Penetrating to the smallest details of hearing, whether as a listening practice or methodology of sound making, may seem to be an entrancement with silence, peace, meditation, all those religious and quasi-religious practices that fall under the rubric of spirituality, but really, it’s an engagement with the noise that exists at all levels of the dynamic spectrum. In his book Microsound, Curtis Roads has described transient audio phenomena and microsounds as ubiquitous in the natural world. Some of these may be what he calls subsonic intensities, those sounds too soft to be heard by the human ear such as a caterpillar moving across a leaf; others are audible but in their brevity as microevents, their infinitely subtle fluctuations, or their placing at the threshold of audible frequencies, they lie outside the conventional notion of pitch, tone and timbre.
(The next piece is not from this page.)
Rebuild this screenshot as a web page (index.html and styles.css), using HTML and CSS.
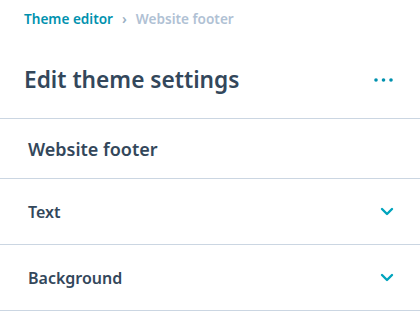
FILE: index.html
```html
<!DOCTYPE html>
<html lang="en">
<head>
    <meta charset="UTF-8">
    <title>Edit theme settings</title>
    <link rel="stylesheet" href="styles.css">
</head>
<body>
    <div class="panel">
        <nav class="crumbs">
            <a class="crumb-link" href="#">Theme editor</a>
            <span class="crumb-sep">&#x203A;</span>
            <span class="crumb-current">Website footer</span>
        </nav>
        <div class="header">
            <h1>Edit theme settings</h1>
            <button class="more" aria-label="More">
                <svg width="19" height="4" viewBox="0 0 19 4">
                    <circle cx="2" cy="2" r="1.8"/>
                    <circle cx="9.5" cy="2" r="1.8"/>
                    <circle cx="17" cy="2" r="1.8"/>
                </svg>
            </button>
        </div>
        <div class="group-title">Website footer</div>
        <div class="row">
            <span>Text</span>
            <svg class="chevron" width="14" height="9" viewBox="0 0 14 9"><path d="M2 2l5 5 5-5"/></svg>
        </div>
        <div class="row">
            <span>Background</span>
            <svg class="chevron" width="14" height="9" viewBox="0 0 14 9"><path d="M2 2l5 5 5-5"/></svg>
        </div>
    </div>
</body>
</html>
```

FILE: styles.css
```css
body {
    margin: 0;
    background: #fff;
    font-family: "Noto Sans", sans-serif;
    color: #33475b;
}
.panel {
    width: 420px;
}
.crumbs {
    padding: 10px 24px 0;
    font-size: 13.6px;
    line-height: 18px;
    font-weight: 600;
    display: flex;
    align-items: center;
    gap: 9px;
}
.crumb-link {
    color: #0091ae;
    text-decoration: none;
}
.crumb-sep {
    color: #99afc4;
    font-size: 14px;
}
.crumb-current {
    color: #b0c1d4;
}
.header {
    display: flex;
    align-items: center;
    justify-content: space-between;
    padding: 38px 27px 24px 24px;
    border-bottom: 1px solid #cbd6e2;
}
h1 {
    margin: 0;
    font-size: 22.7px;
    line-height: 28px;
    font-weight: 600;
}
.more {
    border: 0;
    background: none;
    padding: 0;
    display: flex;
    fill: #0091ae;
}
.group-title {
    height: 59px;
    display: flex;
    align-items: center;
    padding: 0 28px;
    font-size: 18px;
    font-weight: 600;
    border-bottom: 1px solid #cbd6e2;
}
.row {
    height: 65px;
    display: flex;
    align-items: center;
    justify-content: space-between;
    padding: 0 26px 0 28px;
    font-size: 16px;
    font-weight: 600;
    border-bottom: 1px solid #cbd6e2;
}
.chevron {
    fill: none;
    stroke: #00a4bd;
    stroke-width: 2.4;
    stroke-linecap: round;
    stroke-linejoin: round;
}
```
They are difference; the differentiation of one voice from another, or the activation of one instrument from another. “One could explore the microsonic resources of any musical instrument in its momentary bursts and infrasonic flutterings,” Roads writes, “(a study of traditional instruments from this perspective has et to be undertaken).”

In the springtime at night, I sit outside in my garden sometimes, waiting quietly in the dark until I can hear the tiny chewing sounds of slugs and snails eating the leaves of my plants. I have to allow every part of myself to slow down, to forget what has happened earlier and what might happen later, to use the ‘emptiness of attention’ that I learned from Anton Ehrenzweig when I read The Hidden Order of Art in my late teens. To use a spatial analogy, it’s like descending in a slow lift, moving down through the floors and stopping somewhere near the basement of hearing, where the tiniest of sounds seems amplified. Once down at this level, sounds that are normally considered quiet can shock the system. As snails move from leaf to leaf, snail’s pace of course, the leaf they vacate snaps back into its unburdened position with a bang. This is more disturbing than peaceful.

On a still night in spring, in the darkness, there is little to see other than the static design of my garden, obscured by a shadow world. What I hear is a dynamic sonification of the animate life hidden within that shadow world, eating its ways through hosta, iris, and other succulent leaves, and so the experience of being within that particular place, also hearing the atmospherics of late night traffic noise, spiked by drunken shouts from distant streets and the occasional wailing police siren, contains endless variety at a level of perception so remote as to demand attention that is both focussed and relaxed. Detail is picked out from a low noise floor that I can only describe as air sound – a sound that evades analysis or recording because it combines the sound of our internal functioning, the body sounds we would hear in the total silence of an anechoic chamber, with a blend of near-field and distant-field atmospherics. This undifferentiated background can be comforting, in the immediate present as an indication that life is perpetuated, the world still turns, and at the level of emotion and memory, a reminder of the sonic presence of loudspeakers, amplifier hum, recording noise, ear sound and human presence – the sound of a person sleeping, for example - but it acts also as a grainy context in which detail feels spatially settled.